Scientific classification
- Kingdom: Plantae
- Clade: Tracheophytes
- Clade: Angiosperms
- Clade: Eudicots
- Clade: Rosids
- Order: Malpighiales
- Family: Euphorbiaceae
- Genus: Euphorbia
- Species: E. haeleeleana
- Binomial name: Euphorbia haeleeleana D.R.Herbst

= Euphorbia haeleeleana =

- Genus: Euphorbia
- Species: haeleeleana
- Authority: D.R.Herbst
- Conservation status: EN

Species of tree

Euphorbia haeleeleana, the Kauaʻi spurge, is a species of flowering plant in the croton family, Euphorbiaceae, that is endemic to the islands of Kauaʻi and Oaʻhu in Hawaii. Like other Hawaiian spurges it is known as ʻakoko.

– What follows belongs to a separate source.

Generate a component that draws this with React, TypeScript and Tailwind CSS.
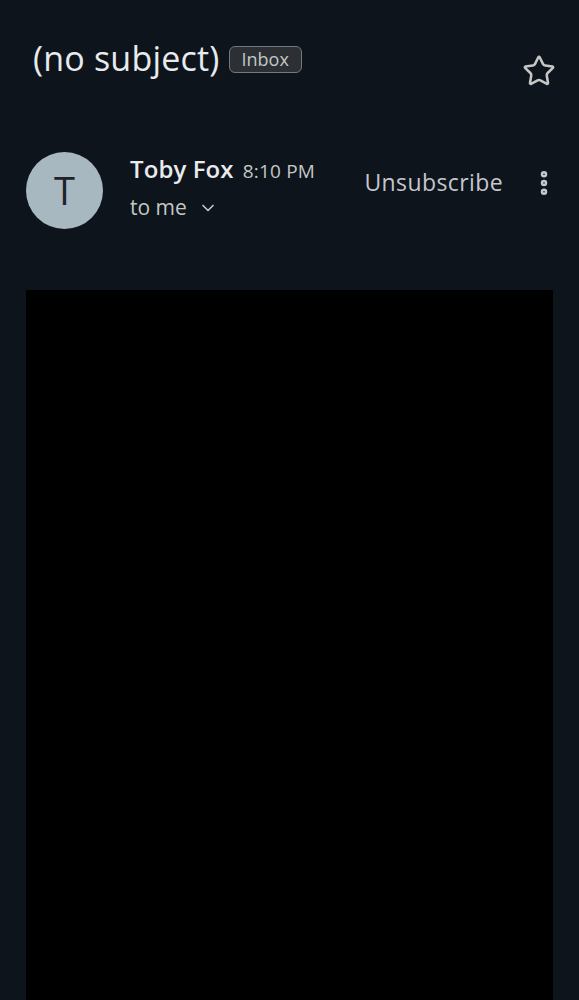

It inhabits dry, coastal mesic, and mixed mesic forests from 205–670 m. Associated plants include ʻōhiʻa lehua (Metrosideros polymorpha), koa (Acacia koa), lama (Diospyros sandwicensis), kukui (Aleurites moluccanus), ʻaʻaliʻi (Dodonaea viscosa), wiliwili (Erythrina sandwicensis), hala pepe (Dracaena spp.), ʻohe kukuluāeʻo (Reynoldsia sandwicensis), and āulu (Sapindus oahuensis). Kauaʻi Spurge is a small tree, reaching a height of 3–14 m.

It is threatened by habitat loss and disturbance. Feral pigs and goats damage the habitat and non-native plant species take hold there and compete for resources.